# Start of DATA IN THIS EXERCISE

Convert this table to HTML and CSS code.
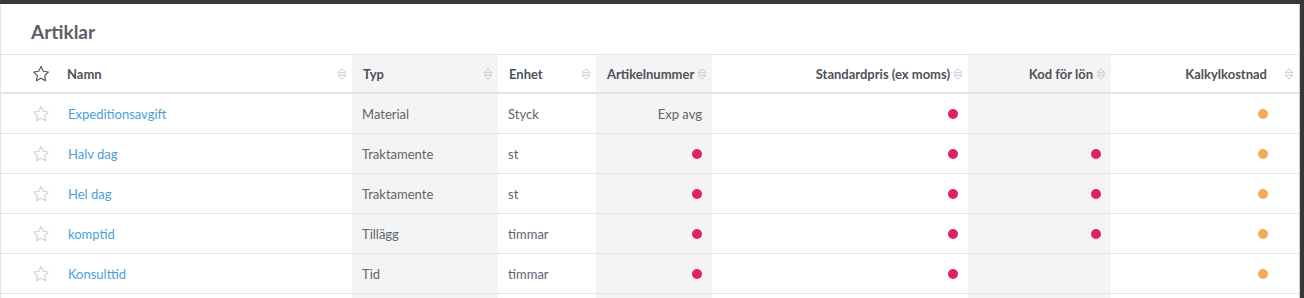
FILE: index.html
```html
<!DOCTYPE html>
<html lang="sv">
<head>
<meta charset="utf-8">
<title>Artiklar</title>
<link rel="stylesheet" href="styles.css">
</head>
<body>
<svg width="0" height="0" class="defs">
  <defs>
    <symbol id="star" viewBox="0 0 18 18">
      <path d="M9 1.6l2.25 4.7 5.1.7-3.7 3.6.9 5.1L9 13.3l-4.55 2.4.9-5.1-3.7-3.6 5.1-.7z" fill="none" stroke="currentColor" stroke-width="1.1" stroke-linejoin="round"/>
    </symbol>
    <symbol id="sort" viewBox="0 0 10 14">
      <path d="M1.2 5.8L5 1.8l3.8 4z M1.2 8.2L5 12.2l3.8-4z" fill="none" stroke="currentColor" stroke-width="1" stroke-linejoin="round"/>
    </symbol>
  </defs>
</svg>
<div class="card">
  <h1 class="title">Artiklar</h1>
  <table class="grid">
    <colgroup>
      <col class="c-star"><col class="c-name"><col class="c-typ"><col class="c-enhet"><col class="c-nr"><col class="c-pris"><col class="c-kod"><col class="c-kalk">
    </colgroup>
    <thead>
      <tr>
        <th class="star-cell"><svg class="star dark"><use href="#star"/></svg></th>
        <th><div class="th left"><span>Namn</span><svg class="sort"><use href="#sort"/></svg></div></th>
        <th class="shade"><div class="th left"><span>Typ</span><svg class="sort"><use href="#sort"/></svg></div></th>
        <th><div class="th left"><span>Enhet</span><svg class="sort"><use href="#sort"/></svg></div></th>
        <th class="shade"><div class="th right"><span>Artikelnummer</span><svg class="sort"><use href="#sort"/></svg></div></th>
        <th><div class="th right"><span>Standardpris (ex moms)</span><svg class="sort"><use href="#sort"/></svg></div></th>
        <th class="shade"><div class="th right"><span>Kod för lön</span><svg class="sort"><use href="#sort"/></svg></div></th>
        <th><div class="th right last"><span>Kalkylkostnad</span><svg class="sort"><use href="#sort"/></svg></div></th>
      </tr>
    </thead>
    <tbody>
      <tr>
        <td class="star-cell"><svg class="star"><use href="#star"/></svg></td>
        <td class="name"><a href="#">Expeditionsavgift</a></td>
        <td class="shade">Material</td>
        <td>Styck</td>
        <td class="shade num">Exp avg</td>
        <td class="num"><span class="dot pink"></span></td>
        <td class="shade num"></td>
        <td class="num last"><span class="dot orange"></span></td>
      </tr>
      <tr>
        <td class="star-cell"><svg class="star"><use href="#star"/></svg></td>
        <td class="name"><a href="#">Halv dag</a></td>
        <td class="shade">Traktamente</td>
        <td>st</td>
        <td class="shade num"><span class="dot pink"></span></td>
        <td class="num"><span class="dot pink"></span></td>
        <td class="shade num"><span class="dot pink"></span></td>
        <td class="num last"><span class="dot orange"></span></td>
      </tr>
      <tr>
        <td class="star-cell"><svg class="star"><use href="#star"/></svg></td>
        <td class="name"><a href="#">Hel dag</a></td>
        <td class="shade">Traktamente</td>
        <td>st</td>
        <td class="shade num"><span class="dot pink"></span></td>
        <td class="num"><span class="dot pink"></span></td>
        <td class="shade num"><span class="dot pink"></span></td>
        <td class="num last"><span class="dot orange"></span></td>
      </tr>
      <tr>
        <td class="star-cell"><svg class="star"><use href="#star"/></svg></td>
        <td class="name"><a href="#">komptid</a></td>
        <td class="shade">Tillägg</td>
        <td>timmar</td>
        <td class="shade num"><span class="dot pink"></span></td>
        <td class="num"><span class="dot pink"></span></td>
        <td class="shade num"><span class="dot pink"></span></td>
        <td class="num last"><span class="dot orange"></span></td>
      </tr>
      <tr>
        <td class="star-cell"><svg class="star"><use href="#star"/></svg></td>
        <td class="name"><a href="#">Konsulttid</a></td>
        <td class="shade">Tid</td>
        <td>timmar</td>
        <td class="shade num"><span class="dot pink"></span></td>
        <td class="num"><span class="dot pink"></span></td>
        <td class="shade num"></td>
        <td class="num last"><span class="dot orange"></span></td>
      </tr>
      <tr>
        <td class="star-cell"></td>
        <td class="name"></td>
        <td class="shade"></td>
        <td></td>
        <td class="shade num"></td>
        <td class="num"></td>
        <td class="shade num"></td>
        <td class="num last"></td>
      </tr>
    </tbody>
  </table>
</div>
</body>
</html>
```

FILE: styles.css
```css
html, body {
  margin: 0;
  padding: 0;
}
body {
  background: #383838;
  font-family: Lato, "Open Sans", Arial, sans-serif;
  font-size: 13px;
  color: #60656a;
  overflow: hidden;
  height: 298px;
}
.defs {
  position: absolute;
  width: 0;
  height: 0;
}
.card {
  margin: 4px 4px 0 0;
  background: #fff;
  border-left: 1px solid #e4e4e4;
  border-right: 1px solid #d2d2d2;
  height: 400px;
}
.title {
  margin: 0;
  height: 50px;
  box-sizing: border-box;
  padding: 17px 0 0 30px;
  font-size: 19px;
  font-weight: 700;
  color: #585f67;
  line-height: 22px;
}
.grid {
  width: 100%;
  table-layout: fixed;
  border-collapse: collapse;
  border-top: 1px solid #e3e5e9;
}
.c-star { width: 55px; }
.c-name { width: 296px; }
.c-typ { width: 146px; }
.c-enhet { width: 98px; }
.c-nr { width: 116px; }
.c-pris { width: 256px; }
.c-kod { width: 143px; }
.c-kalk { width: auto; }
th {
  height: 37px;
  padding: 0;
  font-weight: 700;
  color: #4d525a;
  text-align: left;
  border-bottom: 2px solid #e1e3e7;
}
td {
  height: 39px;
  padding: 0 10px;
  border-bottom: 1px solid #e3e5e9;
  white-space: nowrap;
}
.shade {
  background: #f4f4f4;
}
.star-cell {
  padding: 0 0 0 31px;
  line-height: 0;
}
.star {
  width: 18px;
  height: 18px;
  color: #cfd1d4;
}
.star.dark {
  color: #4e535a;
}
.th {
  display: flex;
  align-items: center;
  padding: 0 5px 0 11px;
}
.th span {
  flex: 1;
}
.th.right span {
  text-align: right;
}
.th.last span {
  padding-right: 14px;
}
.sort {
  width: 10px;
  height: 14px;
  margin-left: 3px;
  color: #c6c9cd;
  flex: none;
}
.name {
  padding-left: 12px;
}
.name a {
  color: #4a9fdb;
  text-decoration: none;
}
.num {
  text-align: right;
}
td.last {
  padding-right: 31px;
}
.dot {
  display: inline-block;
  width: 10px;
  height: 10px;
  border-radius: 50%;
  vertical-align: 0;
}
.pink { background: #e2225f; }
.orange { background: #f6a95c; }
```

# End of DATA IN THIS EXERCISE
# Start of DATA IN THIS EXERCISE

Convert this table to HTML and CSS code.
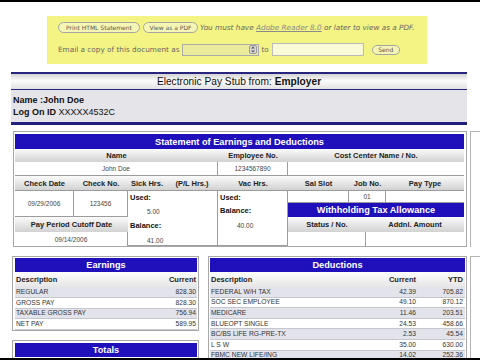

# End of DATA IN THIS EXERCISE

TASK BRIEF.
In the entries above, find the lines containing the word "table" and say how many there are, with no other words.

CORRECT ANSWER.
5